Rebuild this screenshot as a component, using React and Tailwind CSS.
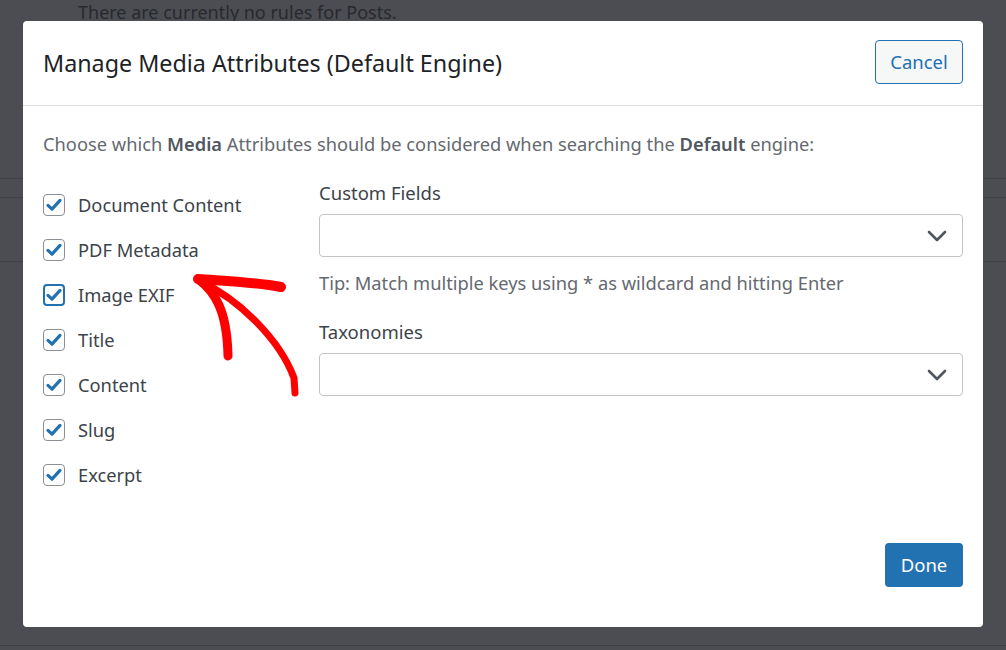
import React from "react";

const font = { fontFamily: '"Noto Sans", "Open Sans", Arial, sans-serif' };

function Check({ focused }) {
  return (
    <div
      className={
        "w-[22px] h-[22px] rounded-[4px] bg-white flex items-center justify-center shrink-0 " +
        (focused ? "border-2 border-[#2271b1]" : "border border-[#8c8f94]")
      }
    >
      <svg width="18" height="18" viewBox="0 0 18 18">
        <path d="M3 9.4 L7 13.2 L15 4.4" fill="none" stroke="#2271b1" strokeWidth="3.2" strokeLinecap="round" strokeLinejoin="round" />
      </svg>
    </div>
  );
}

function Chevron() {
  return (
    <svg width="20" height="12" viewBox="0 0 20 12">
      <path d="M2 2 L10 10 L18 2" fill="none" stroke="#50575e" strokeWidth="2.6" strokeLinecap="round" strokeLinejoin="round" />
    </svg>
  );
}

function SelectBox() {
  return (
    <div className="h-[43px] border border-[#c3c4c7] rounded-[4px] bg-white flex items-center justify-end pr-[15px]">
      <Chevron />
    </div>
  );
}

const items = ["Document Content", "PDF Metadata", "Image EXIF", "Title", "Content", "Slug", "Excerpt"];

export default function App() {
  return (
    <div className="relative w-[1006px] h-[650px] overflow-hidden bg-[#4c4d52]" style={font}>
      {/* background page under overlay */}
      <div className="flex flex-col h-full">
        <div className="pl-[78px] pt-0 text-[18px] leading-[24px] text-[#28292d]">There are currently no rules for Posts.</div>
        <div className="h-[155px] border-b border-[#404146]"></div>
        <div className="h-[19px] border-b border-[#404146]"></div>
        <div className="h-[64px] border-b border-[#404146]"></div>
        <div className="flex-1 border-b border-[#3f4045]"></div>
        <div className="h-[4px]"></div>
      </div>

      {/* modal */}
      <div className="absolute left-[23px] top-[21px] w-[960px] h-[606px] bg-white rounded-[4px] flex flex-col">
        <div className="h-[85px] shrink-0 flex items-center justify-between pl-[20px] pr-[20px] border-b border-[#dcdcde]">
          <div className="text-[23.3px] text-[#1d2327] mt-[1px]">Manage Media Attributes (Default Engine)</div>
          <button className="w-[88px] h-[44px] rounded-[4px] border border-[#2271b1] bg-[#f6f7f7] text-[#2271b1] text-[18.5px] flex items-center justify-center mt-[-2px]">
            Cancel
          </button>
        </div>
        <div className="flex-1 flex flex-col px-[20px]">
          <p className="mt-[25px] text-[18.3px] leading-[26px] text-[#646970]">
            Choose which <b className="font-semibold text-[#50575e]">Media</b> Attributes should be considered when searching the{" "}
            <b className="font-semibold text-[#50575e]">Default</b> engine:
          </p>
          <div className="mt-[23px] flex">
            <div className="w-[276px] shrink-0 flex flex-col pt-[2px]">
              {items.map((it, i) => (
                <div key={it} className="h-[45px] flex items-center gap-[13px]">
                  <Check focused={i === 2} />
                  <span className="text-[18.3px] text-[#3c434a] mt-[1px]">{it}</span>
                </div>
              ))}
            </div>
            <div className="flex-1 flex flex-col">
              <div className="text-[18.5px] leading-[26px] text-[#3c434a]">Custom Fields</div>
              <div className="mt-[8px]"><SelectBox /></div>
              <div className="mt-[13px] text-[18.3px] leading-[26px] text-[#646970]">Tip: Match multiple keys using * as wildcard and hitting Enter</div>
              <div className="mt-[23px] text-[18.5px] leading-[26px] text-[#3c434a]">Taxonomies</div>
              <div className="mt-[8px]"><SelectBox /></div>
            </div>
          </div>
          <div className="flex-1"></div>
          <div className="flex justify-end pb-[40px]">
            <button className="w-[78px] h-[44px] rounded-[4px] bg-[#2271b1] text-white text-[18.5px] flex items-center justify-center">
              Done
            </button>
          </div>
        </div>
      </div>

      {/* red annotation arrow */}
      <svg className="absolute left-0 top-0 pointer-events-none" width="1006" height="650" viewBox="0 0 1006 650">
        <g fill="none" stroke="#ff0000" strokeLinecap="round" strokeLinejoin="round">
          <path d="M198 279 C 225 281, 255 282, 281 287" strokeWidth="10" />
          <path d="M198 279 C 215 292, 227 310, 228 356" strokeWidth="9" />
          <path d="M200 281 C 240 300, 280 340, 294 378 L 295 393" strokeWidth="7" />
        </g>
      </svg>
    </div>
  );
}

....

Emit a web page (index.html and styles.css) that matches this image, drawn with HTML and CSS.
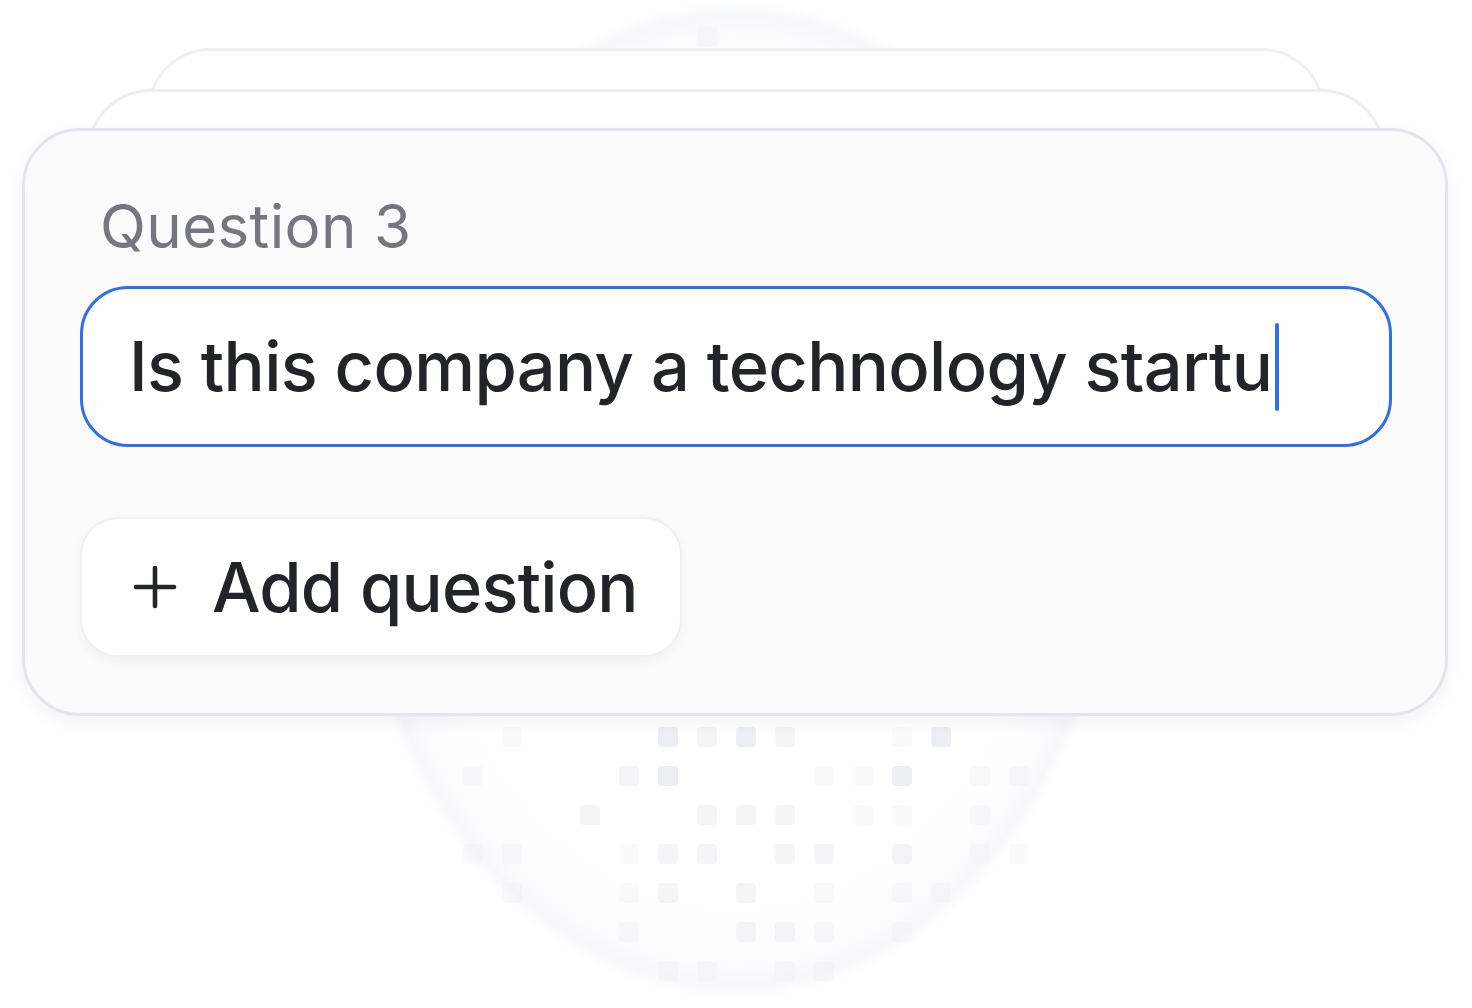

....

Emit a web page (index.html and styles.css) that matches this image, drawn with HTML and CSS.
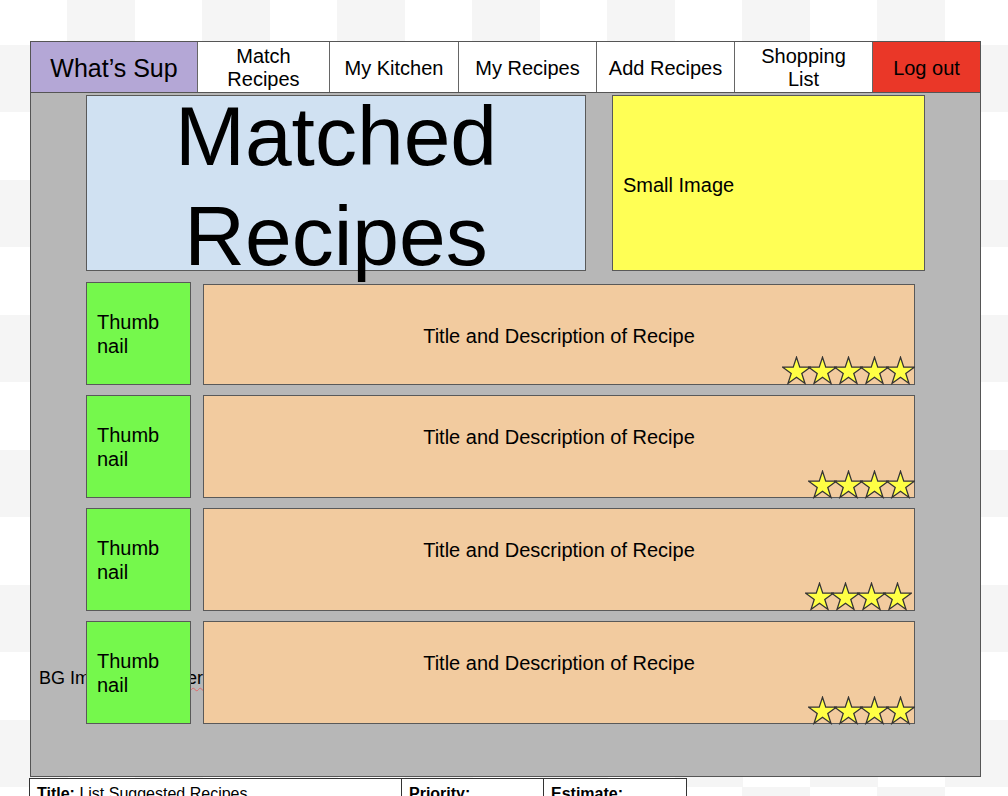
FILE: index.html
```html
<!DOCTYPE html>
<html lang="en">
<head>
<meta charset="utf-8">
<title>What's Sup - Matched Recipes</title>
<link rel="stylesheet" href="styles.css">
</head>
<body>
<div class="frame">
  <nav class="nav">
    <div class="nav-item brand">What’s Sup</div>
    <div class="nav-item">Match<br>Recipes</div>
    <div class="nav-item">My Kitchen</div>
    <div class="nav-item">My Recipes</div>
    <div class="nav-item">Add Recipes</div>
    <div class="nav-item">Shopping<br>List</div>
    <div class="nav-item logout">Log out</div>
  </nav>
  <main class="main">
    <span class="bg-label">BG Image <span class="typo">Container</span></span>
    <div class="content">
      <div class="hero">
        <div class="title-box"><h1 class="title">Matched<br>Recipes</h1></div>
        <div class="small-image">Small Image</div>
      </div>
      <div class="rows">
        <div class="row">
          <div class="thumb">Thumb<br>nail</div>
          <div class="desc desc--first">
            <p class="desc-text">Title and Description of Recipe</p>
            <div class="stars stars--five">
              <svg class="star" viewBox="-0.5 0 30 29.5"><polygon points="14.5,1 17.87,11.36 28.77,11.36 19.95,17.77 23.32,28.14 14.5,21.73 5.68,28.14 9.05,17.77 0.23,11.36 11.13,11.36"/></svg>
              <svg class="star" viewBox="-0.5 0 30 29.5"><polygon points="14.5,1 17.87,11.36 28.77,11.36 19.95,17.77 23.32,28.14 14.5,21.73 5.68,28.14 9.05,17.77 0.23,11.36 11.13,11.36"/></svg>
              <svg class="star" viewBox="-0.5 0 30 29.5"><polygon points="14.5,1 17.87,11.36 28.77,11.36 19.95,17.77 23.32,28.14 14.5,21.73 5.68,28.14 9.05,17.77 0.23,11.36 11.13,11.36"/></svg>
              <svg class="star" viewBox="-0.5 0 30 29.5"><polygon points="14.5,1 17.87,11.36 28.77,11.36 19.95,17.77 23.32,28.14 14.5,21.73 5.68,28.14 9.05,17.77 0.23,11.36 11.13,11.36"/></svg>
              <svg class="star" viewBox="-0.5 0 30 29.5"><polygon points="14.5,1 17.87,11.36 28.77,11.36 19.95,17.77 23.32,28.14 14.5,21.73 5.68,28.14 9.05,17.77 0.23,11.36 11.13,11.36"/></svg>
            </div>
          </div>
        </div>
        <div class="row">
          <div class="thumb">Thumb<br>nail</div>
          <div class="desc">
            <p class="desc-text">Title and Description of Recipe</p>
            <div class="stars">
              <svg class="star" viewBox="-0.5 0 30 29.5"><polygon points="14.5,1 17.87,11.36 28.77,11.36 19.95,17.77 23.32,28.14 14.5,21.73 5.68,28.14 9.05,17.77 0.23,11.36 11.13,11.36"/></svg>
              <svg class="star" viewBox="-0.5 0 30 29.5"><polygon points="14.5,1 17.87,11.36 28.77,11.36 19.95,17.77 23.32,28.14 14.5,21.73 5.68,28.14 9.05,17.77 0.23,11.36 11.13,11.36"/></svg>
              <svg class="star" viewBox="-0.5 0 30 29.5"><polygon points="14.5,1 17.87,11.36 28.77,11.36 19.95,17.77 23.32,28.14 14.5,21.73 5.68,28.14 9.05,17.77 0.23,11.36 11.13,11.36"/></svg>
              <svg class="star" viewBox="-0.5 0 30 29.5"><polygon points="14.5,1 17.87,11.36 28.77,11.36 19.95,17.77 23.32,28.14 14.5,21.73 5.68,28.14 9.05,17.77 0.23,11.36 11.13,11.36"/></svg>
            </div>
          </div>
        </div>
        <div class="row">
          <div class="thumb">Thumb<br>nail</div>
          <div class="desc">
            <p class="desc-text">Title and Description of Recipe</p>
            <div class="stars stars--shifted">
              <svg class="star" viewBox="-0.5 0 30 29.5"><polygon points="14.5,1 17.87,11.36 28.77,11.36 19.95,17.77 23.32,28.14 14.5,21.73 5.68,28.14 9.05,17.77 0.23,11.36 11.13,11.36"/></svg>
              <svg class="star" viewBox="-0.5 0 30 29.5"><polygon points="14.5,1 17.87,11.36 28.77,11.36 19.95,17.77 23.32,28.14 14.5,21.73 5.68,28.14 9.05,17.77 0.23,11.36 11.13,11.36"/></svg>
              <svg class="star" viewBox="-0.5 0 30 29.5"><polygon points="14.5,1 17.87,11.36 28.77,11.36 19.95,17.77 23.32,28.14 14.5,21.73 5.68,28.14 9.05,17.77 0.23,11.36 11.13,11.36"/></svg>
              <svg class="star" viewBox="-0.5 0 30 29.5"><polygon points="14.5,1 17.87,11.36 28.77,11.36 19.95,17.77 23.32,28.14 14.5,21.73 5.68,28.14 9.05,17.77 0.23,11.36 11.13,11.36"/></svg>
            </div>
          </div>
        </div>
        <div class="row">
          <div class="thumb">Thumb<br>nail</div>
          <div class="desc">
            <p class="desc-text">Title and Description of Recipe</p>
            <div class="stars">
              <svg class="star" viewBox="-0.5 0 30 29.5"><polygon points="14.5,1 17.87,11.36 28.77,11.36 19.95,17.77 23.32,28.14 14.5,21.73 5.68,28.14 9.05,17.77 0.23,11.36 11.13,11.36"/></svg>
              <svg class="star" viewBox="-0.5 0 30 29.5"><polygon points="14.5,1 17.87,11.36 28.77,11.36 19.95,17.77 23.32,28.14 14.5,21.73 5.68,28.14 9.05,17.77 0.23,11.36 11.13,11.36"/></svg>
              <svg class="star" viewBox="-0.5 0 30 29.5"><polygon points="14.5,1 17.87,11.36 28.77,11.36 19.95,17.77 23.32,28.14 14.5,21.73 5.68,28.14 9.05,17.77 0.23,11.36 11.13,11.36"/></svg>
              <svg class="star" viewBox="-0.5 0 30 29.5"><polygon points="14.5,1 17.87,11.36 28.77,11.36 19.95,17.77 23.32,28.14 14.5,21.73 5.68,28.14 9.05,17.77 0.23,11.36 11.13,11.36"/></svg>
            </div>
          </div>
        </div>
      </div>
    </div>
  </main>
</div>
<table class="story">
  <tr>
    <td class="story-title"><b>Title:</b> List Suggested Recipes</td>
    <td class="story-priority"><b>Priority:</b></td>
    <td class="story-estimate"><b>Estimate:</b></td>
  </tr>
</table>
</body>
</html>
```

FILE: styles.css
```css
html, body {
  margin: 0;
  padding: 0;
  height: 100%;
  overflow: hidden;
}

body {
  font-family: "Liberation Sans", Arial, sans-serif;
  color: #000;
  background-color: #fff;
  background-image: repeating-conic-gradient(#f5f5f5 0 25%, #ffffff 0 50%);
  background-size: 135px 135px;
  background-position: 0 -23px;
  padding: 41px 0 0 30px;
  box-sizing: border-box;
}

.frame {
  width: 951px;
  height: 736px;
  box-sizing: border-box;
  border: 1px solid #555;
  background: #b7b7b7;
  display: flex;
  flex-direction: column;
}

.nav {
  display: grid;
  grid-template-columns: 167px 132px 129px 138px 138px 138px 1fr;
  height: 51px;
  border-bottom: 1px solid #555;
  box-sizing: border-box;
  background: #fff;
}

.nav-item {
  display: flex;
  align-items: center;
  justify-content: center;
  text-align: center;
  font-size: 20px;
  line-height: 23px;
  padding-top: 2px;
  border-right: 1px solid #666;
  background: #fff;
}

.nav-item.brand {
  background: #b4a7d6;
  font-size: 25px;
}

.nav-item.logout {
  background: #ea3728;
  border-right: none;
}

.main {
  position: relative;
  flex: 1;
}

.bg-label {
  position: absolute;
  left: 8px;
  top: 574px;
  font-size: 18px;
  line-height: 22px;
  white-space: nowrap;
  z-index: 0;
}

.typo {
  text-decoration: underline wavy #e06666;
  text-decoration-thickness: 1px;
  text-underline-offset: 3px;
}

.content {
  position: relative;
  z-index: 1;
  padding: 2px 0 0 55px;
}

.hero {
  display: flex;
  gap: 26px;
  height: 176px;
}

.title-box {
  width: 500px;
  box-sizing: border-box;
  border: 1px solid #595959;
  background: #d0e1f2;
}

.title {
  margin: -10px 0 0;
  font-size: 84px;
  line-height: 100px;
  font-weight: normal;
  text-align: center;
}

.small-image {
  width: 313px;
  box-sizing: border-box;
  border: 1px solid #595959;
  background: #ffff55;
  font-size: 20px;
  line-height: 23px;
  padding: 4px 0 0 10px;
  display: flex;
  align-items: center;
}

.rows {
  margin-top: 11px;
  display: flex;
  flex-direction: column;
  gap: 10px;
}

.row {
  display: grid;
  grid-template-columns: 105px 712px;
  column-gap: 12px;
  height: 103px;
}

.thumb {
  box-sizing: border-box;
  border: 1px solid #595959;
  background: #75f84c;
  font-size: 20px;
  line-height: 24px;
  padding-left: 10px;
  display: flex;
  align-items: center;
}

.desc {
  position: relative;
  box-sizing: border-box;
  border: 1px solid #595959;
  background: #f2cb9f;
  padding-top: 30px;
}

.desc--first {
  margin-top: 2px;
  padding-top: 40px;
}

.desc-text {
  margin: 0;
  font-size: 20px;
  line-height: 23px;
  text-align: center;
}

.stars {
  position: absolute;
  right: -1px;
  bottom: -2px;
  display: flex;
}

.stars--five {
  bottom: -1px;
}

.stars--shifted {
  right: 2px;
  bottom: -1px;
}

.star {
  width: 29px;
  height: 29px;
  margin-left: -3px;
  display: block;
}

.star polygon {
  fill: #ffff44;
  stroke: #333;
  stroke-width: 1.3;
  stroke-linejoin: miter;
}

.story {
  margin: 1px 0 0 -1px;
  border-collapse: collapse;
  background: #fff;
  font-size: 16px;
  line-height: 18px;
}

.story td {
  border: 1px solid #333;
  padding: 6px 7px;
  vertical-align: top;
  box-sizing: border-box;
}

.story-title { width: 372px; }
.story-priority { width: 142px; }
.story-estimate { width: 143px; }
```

....

→ What needs to be done
Give the count of lines in the data shown above that contain "index", and nothing else.

→ Solution to this exercise
5